Data excerpts
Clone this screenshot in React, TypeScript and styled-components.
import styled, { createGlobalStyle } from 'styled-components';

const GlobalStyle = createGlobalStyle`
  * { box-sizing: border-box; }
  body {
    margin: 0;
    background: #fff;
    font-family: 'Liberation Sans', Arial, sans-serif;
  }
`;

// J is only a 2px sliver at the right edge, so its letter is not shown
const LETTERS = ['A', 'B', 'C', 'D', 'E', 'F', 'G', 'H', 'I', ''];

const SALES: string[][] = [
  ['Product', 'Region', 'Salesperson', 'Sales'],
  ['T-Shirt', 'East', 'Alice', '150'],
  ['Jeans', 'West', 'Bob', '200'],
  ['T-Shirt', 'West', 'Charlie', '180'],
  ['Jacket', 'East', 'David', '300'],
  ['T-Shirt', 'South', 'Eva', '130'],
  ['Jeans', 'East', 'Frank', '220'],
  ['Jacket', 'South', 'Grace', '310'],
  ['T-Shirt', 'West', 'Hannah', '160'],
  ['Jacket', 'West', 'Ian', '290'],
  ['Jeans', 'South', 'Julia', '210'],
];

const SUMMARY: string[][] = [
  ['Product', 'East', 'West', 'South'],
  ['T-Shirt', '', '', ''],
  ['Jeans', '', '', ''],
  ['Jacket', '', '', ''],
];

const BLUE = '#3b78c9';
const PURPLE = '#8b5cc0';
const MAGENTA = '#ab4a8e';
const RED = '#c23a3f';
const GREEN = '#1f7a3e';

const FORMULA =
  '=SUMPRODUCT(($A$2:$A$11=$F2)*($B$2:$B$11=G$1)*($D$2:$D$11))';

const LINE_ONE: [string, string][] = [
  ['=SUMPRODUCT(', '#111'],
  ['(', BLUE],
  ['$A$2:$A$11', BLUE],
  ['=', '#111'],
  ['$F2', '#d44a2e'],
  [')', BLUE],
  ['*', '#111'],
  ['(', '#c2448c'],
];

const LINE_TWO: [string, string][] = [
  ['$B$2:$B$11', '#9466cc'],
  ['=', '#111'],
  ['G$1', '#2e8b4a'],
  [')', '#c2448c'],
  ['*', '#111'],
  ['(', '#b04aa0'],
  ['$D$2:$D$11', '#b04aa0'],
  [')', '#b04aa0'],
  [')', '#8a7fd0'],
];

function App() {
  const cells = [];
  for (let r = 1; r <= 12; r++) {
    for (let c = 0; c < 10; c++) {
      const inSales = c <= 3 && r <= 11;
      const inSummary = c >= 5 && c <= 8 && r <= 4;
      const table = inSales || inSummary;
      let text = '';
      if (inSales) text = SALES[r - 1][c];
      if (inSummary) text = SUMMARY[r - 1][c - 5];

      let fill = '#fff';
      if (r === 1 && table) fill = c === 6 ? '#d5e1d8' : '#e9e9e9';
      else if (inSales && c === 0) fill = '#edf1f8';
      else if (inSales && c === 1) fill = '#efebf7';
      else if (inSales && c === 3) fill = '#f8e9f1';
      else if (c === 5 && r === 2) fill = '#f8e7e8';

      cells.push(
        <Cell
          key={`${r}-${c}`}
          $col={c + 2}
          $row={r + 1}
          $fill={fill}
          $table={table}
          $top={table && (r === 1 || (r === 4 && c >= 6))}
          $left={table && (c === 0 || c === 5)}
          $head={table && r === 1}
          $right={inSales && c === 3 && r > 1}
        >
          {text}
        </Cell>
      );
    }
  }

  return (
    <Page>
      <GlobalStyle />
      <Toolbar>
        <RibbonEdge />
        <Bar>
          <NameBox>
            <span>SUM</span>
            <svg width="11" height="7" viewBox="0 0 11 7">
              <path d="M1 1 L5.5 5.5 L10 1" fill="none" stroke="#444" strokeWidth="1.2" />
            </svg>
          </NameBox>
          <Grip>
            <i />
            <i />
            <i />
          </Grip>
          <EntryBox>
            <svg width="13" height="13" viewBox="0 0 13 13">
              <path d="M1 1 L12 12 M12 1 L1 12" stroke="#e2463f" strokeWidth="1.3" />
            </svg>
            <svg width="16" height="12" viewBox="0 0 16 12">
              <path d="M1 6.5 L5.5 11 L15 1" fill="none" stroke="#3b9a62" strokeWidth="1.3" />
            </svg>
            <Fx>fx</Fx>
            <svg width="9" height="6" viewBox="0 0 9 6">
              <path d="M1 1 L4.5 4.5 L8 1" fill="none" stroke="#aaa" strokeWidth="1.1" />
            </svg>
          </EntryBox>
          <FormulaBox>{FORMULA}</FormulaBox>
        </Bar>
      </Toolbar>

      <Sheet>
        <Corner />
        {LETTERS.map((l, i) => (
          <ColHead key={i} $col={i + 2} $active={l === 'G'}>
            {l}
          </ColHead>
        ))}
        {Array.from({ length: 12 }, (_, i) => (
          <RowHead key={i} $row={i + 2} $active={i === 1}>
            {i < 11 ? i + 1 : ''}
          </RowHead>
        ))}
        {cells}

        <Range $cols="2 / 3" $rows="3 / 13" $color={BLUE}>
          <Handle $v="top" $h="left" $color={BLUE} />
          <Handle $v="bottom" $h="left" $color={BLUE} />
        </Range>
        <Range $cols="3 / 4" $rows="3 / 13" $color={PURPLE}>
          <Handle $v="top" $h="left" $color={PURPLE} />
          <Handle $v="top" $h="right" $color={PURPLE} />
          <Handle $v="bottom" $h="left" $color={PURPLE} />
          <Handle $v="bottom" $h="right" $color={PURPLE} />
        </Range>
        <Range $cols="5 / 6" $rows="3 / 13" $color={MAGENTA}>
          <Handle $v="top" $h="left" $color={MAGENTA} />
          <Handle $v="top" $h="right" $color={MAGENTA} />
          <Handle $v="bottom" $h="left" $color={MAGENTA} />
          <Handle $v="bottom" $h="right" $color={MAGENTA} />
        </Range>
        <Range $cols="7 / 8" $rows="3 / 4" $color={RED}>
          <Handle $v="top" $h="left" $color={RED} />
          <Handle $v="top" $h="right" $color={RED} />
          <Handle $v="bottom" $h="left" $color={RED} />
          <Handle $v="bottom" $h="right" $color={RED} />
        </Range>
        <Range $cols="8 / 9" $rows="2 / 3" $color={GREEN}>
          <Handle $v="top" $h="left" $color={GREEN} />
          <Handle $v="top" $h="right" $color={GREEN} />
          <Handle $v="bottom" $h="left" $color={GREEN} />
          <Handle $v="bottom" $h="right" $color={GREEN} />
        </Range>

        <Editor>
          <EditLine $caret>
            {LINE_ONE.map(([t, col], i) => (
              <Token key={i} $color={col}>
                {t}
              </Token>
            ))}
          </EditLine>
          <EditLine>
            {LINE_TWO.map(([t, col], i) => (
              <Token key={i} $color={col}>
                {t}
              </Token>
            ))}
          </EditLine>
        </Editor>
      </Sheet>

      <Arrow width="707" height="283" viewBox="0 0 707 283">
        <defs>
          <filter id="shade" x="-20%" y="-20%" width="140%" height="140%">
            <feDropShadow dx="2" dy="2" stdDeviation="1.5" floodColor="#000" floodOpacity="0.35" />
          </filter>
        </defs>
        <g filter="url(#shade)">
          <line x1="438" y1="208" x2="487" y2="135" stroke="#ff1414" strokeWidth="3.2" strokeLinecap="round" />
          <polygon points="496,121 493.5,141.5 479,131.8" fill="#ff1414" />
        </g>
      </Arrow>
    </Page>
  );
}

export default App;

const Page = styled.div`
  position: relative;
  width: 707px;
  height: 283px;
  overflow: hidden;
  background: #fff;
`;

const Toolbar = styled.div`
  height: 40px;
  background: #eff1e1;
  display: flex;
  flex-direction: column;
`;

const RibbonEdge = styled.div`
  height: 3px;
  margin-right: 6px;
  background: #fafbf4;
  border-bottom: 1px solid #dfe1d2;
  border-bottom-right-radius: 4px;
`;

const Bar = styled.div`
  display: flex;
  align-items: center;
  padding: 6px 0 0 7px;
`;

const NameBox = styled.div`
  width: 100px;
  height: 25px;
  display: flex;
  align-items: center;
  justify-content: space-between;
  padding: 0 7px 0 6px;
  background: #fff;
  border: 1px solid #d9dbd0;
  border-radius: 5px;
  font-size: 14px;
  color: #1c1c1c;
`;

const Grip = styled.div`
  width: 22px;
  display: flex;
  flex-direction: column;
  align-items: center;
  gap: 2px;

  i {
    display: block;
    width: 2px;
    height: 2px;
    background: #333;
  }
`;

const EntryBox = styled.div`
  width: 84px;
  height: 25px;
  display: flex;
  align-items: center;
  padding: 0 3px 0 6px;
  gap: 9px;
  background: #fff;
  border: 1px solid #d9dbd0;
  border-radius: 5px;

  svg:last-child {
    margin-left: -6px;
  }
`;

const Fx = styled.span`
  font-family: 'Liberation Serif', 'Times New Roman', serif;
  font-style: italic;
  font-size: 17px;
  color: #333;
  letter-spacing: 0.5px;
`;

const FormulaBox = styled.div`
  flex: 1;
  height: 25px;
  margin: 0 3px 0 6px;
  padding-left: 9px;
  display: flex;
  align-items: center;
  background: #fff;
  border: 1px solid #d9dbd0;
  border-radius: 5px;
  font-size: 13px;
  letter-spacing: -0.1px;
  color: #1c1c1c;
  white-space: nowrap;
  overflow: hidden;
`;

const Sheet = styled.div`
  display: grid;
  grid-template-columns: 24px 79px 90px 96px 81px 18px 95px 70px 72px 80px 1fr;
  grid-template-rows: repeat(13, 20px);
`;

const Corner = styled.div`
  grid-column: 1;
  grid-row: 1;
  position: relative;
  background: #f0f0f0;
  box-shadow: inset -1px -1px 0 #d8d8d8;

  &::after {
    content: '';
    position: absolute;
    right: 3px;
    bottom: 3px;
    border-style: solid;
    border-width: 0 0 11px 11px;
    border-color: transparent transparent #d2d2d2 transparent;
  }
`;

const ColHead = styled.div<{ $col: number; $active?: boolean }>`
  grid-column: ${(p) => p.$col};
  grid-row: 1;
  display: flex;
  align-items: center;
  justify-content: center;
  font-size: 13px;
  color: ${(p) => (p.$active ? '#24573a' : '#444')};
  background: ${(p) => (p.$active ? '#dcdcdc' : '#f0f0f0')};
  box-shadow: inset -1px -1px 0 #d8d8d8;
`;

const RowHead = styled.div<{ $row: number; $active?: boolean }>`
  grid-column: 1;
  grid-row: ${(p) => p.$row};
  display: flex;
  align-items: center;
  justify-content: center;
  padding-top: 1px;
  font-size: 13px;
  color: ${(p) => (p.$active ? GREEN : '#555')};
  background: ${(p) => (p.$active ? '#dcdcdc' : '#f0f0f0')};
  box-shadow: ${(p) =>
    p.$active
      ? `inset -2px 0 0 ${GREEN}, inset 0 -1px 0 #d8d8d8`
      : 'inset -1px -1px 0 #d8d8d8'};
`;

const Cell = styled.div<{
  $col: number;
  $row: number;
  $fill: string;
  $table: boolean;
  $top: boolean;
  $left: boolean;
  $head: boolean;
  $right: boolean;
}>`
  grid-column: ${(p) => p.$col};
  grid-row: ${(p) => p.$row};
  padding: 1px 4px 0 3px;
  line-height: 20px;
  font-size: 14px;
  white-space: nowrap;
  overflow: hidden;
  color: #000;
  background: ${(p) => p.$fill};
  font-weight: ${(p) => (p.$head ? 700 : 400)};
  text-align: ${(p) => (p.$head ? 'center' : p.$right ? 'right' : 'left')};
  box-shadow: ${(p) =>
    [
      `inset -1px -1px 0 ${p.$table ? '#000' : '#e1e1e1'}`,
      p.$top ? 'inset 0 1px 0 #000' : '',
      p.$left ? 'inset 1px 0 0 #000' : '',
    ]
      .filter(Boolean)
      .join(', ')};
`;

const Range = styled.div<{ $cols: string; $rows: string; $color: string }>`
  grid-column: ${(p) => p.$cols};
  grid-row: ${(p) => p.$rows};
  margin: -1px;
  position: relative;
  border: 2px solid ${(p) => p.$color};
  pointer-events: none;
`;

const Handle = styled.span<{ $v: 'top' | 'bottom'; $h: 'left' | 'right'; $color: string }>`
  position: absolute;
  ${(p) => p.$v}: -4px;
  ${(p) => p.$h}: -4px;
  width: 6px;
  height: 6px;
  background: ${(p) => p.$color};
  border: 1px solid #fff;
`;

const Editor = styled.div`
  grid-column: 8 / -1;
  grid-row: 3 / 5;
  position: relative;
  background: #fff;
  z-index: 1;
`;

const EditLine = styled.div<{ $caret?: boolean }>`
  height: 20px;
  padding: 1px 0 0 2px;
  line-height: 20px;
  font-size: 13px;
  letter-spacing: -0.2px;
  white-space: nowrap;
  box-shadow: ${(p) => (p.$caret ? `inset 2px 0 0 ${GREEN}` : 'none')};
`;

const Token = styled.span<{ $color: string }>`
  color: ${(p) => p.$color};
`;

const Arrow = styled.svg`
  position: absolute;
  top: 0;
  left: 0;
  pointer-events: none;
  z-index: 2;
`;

---

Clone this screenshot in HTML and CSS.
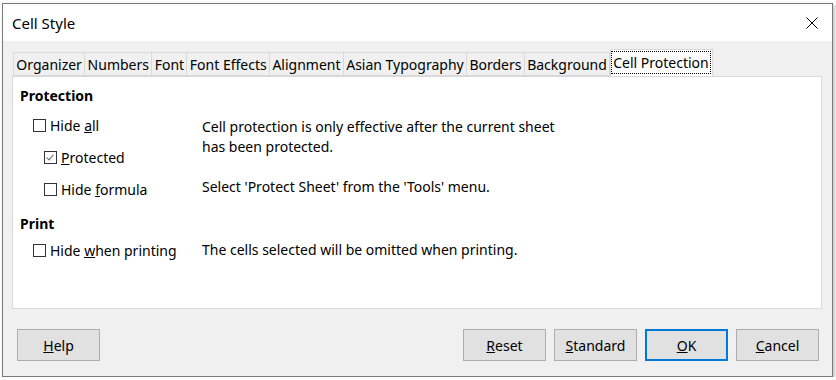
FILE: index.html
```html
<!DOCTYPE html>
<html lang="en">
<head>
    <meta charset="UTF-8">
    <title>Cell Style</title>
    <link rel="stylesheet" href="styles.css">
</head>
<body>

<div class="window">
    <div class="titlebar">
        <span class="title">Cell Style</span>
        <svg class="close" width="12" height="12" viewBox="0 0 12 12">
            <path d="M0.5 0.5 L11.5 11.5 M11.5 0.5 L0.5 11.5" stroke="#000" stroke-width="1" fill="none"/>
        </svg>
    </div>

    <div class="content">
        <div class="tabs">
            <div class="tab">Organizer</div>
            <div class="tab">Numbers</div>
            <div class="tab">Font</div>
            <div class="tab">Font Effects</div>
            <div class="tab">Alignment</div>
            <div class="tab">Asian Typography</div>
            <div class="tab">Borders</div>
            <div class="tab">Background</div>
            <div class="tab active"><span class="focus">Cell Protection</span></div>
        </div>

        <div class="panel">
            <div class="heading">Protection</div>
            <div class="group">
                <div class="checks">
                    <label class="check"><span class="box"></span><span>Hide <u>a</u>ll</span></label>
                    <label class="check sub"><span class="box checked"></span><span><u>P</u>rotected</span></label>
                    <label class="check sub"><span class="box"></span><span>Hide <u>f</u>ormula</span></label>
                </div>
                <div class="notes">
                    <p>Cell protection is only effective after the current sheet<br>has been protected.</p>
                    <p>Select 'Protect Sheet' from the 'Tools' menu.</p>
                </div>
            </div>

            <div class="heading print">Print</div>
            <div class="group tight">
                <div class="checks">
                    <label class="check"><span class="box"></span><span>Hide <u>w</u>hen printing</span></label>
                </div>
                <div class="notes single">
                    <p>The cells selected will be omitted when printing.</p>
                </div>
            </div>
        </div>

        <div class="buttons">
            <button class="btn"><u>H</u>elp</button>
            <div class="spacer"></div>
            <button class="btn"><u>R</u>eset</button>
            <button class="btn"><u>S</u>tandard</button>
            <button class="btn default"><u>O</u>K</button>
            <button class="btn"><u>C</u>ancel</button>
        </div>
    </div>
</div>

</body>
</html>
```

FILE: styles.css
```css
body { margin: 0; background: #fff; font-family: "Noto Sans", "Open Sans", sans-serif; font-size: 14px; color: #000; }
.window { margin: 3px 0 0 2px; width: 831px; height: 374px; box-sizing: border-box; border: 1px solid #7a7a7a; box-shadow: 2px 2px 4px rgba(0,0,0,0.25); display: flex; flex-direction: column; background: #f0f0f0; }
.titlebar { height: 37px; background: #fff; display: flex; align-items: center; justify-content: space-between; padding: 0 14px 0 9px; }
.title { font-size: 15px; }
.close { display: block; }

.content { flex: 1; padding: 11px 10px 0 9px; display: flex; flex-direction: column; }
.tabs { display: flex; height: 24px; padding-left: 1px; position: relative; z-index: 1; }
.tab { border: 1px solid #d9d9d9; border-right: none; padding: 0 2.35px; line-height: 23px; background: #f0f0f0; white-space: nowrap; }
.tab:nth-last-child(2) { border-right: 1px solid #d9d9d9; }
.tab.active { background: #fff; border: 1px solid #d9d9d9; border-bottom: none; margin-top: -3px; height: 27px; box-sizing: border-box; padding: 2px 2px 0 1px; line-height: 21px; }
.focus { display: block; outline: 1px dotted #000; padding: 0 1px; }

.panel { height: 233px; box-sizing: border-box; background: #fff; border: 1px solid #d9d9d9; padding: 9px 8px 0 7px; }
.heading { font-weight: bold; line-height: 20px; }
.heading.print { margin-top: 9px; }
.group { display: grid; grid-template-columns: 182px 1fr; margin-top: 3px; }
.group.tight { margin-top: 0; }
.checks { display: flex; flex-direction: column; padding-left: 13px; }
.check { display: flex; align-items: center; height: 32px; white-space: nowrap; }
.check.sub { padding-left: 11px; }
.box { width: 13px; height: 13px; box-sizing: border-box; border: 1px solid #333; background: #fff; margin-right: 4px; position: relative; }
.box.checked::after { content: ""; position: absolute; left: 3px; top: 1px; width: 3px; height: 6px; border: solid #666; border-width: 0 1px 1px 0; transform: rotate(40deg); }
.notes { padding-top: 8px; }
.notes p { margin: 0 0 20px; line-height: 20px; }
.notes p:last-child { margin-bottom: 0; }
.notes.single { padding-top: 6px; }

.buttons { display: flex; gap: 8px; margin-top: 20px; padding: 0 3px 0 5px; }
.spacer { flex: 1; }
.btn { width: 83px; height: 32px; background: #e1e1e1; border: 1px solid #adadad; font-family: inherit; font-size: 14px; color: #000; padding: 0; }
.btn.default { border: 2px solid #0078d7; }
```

Requirement
Where a line holds "screenshot", copy that line.

Full response
Clone this screenshot in React, TypeScript and styled-components.
Clone this screenshot in HTML and CSS.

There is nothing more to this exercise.